Uma auditoria às contas de 2017 da associação Raríssimas, antes do escândalo que abalou a instituição, não identifica erros materiais, mas encontra "procedimentos insuficientes", refere falta de informação e alerta que o futuro da associação que apoia crianças com doenças raras pode estar ameaçado.
Segundo o relatório da auditoria, com data de janeiro, mas só hoje publicado na página da associação, a 31 de dezembro de 2017 o balanço nessa data indicava um total de 6.163.541 euros e fundos patrimoniais de 3.743.959 euros, incluindo um prejuízo de 626.218 euros.
A sociedade que efetuou a auditoria entende que "as demonstrações financeiras anexas estão preparadas, em todos os aspetos materiais, de acordo" com as normas. Mas explica depois as bases para opinião com reservas, relacionadas com procedimentos insuficientes e falta de informação.
A Raríssimas -- Associação Nacional de Deficiências Mentais Raras, foi fundada em abril de 2002 e destina-se a apoiar pessoas com doenças raras. Em dezembro de 2017 uma reportagem na TVI denunciava irregularidades na gestão da associação.

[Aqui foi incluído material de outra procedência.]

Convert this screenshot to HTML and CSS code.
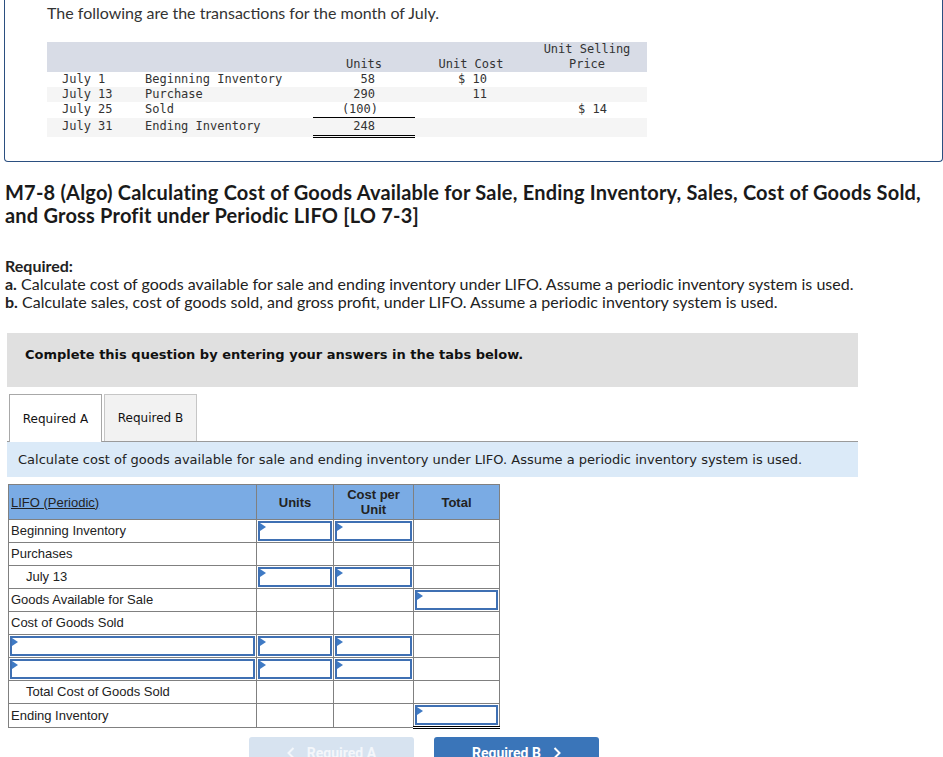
FILE: index.html
```html
<!DOCTYPE html>
<html lang="en">
<head>
<meta charset="utf-8">
<title>M7-8 (Algo)</title>
<link rel="stylesheet" href="styles.css">
</head>
<body>
<div class="problem">
  <p class="intro">The following are the transactions for the month of July.</p>
  <table class="tx">
    <colgroup><col class="c-date"><col class="c-desc"><col class="c-units"><col class="c-cost"><col class="c-price"></colgroup>
    <thead>
      <tr><th></th><th></th><th>Units</th><th>Unit Cost</th><th>Unit Selling<br>Price</th></tr>
    </thead>
    <tbody>
      <tr><td class="date">July 1</td><td>Beginning Inventory</td><td class="num">58</td><td class="num">$ 10</td><td></td></tr>
      <tr class="alt"><td class="date">July 13</td><td>Purchase</td><td class="num">290</td><td class="num">11</td><td></td></tr>
      <tr><td class="date">July 25</td><td>Sold</td><td class="num under"><span class="neg">(100)</span></td><td></td><td class="num">$ 14</td></tr>
      <tr class="alt last"><td class="date">July 31</td><td>Ending Inventory</td><td class="num dbl">248</td><td></td><td></td></tr>
    </tbody>
  </table>
</div>

<h1 class="title">M7-8 (Algo) Calculating Cost of Goods Available for Sale, Ending Inventory, Sales, Cost of Goods Sold,<br>and Gross Profit under Periodic LIFO [LO 7-3]</h1>

<div class="req">
  <p class="req-h">Required:</p>
  <p><b>a.</b> Calculate cost of goods available for sale and ending inventory under LIFO. Assume a periodic inventory system is used.</p>
  <p><b>b.</b> Calculate sales, cost of goods sold, and gross profit, under LIFO. Assume a periodic inventory system is used.</p>
</div>

<div class="work">
  <div class="instruct">Complete this question by entering your answers in the tabs below.</div>
  <div class="tabs">
    <div class="tab active">Required A</div>
    <div class="tab">Required B</div>
  </div>
  <div class="band">Calculate cost of goods available for sale and ending inventory under LIFO. Assume a periodic inventory system is used.</div>

  <table class="grid">
    <colgroup><col class="g-label"><col class="g-units"><col class="g-cost"><col class="g-total"></colgroup>
    <thead>
      <tr><th class="lbl"><u>LIFO (Periodic)</u></th><th>Units</th><th>Cost per<br>Unit</th><th>Total</th></tr>
    </thead>
    <tbody>
      <tr><td>Beginning Inventory</td><td class="in"><div class="inp"></div></td><td class="in"><div class="inp"></div></td><td></td></tr>
      <tr><td>Purchases</td><td></td><td></td><td></td></tr>
      <tr><td class="ind">July 13</td><td class="in"><div class="inp"></div></td><td class="in"><div class="inp"></div></td><td></td></tr>
      <tr><td>Goods Available for Sale</td><td></td><td></td><td class="in"><div class="inp"></div></td></tr>
      <tr><td>Cost of Goods Sold</td><td></td><td></td><td></td></tr>
      <tr><td class="in"><div class="inp"></div></td><td class="in"><div class="inp"></div></td><td class="in"><div class="inp"></div></td><td></td></tr>
      <tr><td class="in"><div class="inp"></div></td><td class="in"><div class="inp"></div></td><td class="in"><div class="inp"></div></td><td></td></tr>
      <tr><td class="ind">Total Cost of Goods Sold</td><td></td><td></td><td></td></tr>
      <tr><td>Ending Inventory</td><td></td><td></td><td class="in ei"><div class="inp"></div></td></tr>
    </tbody>
  </table>

  <div class="nav">
    <button class="btn prev" type="button"><svg class="chev" viewBox="0 0 8 12" width="8" height="12"><path d="M6.5 1 L1.5 6 L6.5 11" fill="none" stroke="currentColor" stroke-width="2"/></svg><span>Required A</span></button>
    <button class="btn next" type="button"><span>Required B</span><svg class="chev" viewBox="0 0 8 12" width="8" height="12"><path d="M1.5 1 L6.5 6 L1.5 11" fill="none" stroke="currentColor" stroke-width="2"/></svg></button>
  </div>
</div>
</body>
</html>
```

FILE: styles.css
```css
html, body {
  margin: 0;
  padding: 0;
  background: #fff;
}
body {
  width: 943px;
  overflow: hidden;
  font-family: "Lato", "Open Sans", sans-serif;
  color: #333;
}

/* problem box */
.problem {
  margin-left: 4px;
  border: 1px solid #2b4f80;
  border-top: none;
  border-radius: 0 0 4px 4px;
  padding-bottom: 23px;
}
.intro {
  margin: 0;
  padding: 3px 0 0 42px;
  font-size: 16px;
  line-height: 19px;
  color: #333;
}
.tx {
  margin: 20px 0 0 42px;
  border-collapse: collapse;
  border-spacing: 0;
  font-family: "DejaVu Sans Mono", "Liberation Mono", monospace;
  font-size: 12px;
  color: #333;
}
.c-date { width: 98px; }
.c-desc { width: 168px; }
.c-units { width: 102px; }
.c-cost { width: 112px; }
.c-price { width: 120px; }
.tx thead tr { background: #d8dce6; }
.tx th {
  font-weight: normal;
  text-align: center;
  vertical-align: bottom;
  line-height: 15px;
  padding: 0;
  height: 30px;
}
.tx td {
  padding: 0;
  line-height: 15px;
  height: 15px;
  white-space: pre;
}
.tx td.date { padding-left: 15px; }
.tx tr.alt { background: #f5f5f5; }
.tx td.num { text-align: right; padding-right: 40px; }
.tx td.under { border-bottom: 1px solid #000; }
.tx td.dbl { border-bottom: 3px double #000; }
.tx .neg { margin-right: -3px; }
.tx tr.last td { height: 16px; vertical-align: top; padding-top: 1px; }

/* title */
.title {
  margin: 19px 0 0 0;
  padding-left: 5px;
  font-size: 20px;
  letter-spacing: 0.2px;
  line-height: 23px;
  font-weight: 700;
  color: #1a1a1a;
}
.req {
  margin-top: 30px;
  padding-left: 5px;
  font-size: 16px;
  line-height: 18px;
  color: #222;
}
.req p { margin: 0; }
.req .req-h { font-weight: 700; }

/* work area */
.work {
  margin: 22px 0 0 7px;
  width: 851px;
  font-family: "DejaVu Sans", Verdana, sans-serif;
}
.instruct {
  background: #e0e0e0;
  padding: 14px 18px 24px;
  line-height: 16px;
  font-size: 13px;
  font-weight: 700;
  color: #111;
}
.tabs {
  margin-top: 7px;
  display: flex;
  gap: 2px;
  padding-left: 2px;
  height: 47px;
  border-bottom: 1px solid #9a9a9a;
}
.tab {
  box-sizing: border-box;
  width: 93px;
  height: 47px;
  border: 1px solid #c6c6c6;
  border-bottom: none;
  background: #f2f2f2;
  display: flex;
  align-items: center;
  justify-content: center;
  font-size: 12px;
  color: #111;
}
.tab.active {
  background: #fff;
  border-color: #a8a8a8;
  height: 48px;
  margin-bottom: -1px;
}
.band {
  background: #dbeaf8;
  height: 35px;
  line-height: 35px;
  padding-left: 11px;
  font-size: 13px;
  color: #222;
}

/* grid */
.grid {
  margin: 7px 0 0 1px;
  border-collapse: collapse;
  border-spacing: 0;
  font-family: "Liberation Sans", Arial, sans-serif;
  font-size: 13px;
  color: #222;
}
.g-label { width: 248px; }
.g-units { width: 77px; }
.g-cost { width: 80px; }
.g-total { width: 86px; }
.grid th, .grid td {
  border: 1px solid #808080;
}
.grid th {
  background: #7aabe4;
  height: 34px;
  padding: 0;
  line-height: 15px;
  font-weight: 700;
  text-align: center;
}
.grid th.lbl {
  text-align: left;
  font-weight: normal;
  padding-left: 2px;
}
.grid td {
  height: 22px;
  padding: 0 0 0 2px;
  line-height: 16px;
}
.grid td.ind { padding-left: 17px; }
.grid td.in { padding: 1px; height: 20px; }
.inp {
  position: relative;
  box-sizing: border-box;
  height: 20px;
  border: 2px solid #3f70b3;
  background: #fff;
}
.inp::before {
  content: "";
  position: absolute;
  top: 0;
  left: 0;
  border-left: 6px solid #3f7ac4;
  border-top: 4px solid transparent;
  border-bottom: 4px solid transparent;
}
.grid td.ei {
  border-top: 1px solid #000;
  border-bottom: 3px double #000;
}

/* nav buttons */
.nav {
  margin-top: 8px;
  display: flex;
  gap: 20px;
  padding-left: 242px;
}
.btn {
  width: 165px;
  height: 31px;
  border: none;
  border-radius: 3px 3px 0 0;
  font-family: "Roboto", "Liberation Sans", sans-serif;
  font-weight: 700;
  font-size: 14px;
  color: #fff;
  display: flex;
  align-items: center;
  justify-content: center;
  gap: 12px;
  padding: 0;
}
.prev { background: #d7e3f0; color: #f4f7fb; }
.next { background: #3a75b9; }
.chev { display: block; }
```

O escândalo levou à demissão do então secretário de Estado da Saúde, Manuel Delgado, e afastou a presidente da associação, Paula Brito e Costa, que segundo as notícias da altura usava o dinheiro da Raríssimas para gastos pessoais.
"Os procedimentos contabilísticos adotados pela Entidade no registo das compras, doações de inventários, inventários e respetivos consumos, são insuficientes para garantir o seu controlo efetivo. Adicionalmente, os procedimentos seguidos durante o período foram objeto de várias alterações", lê-se no relatório de auditoria.
Por esse motivo, os auditores não se pronunciam sobre valores de inventários de 28.498 euros, nem sobre o custo das mercadorias vendidas e matérias consumidas no montante de 122.204 euros.
A auditoria nota também que os fundos patrimoniais não sofreram alteração desde 2016, quando devia ter sido reduzido em 2017.
"Não tendo sido possível obter informação sobre quais os ativos subsidiados ou doados, não nos é possível identificar o valor das respetivas depreciações, nem, consequentemente, determinar os respetivos impactos nos resultados e nos fundos patrimoniais da Entidade que resultariam de tais imputações", lê-se no documento.
Nele nota-se também falta de informação sobre dois outros montantes, um pouco acima de 100.000 euros e outro de quase 150.000 euros, e regista-se que os auditores não tiveram respostas a todos os pedidos dirigidos às entidades bancárias.
"(...) Pelo que não podemos concluir sobre a razoabilidade e a adequação dos saldos apresentados na rubrica de Caixa e Depósitos Bancários, em 31.12.2017, no montante de 157.032 euros", dizem os auditores.
O documento fala ainda de valores que "não conciliam" e de 62.894 euros que apresentam "claros indícios de imparidade".
No relatório, os auditores apresentam ainda dúvidas sobre a capacidade de a Raríssimas continuar a trabalhar, por um passivo corrente superior ao ativo corrente, por indicações de retirada de apoio de doadores, por rácios financeiros adversos, por "perdas operacionais substanciais", por incapacidade de pagar aos credores nas datas e por dificuldades laborais.
Na auditoria de 2016 (feito por uma outra empresa) evidenciava-se "três reservas por limitação de âmbito relacionadas com as rubricas de créditos a receber, subsídios e caixa e depósitos bancários que se mantém na nossa opinião expressa no presente documento", pode ler-se ainda no relatório hoje publicado.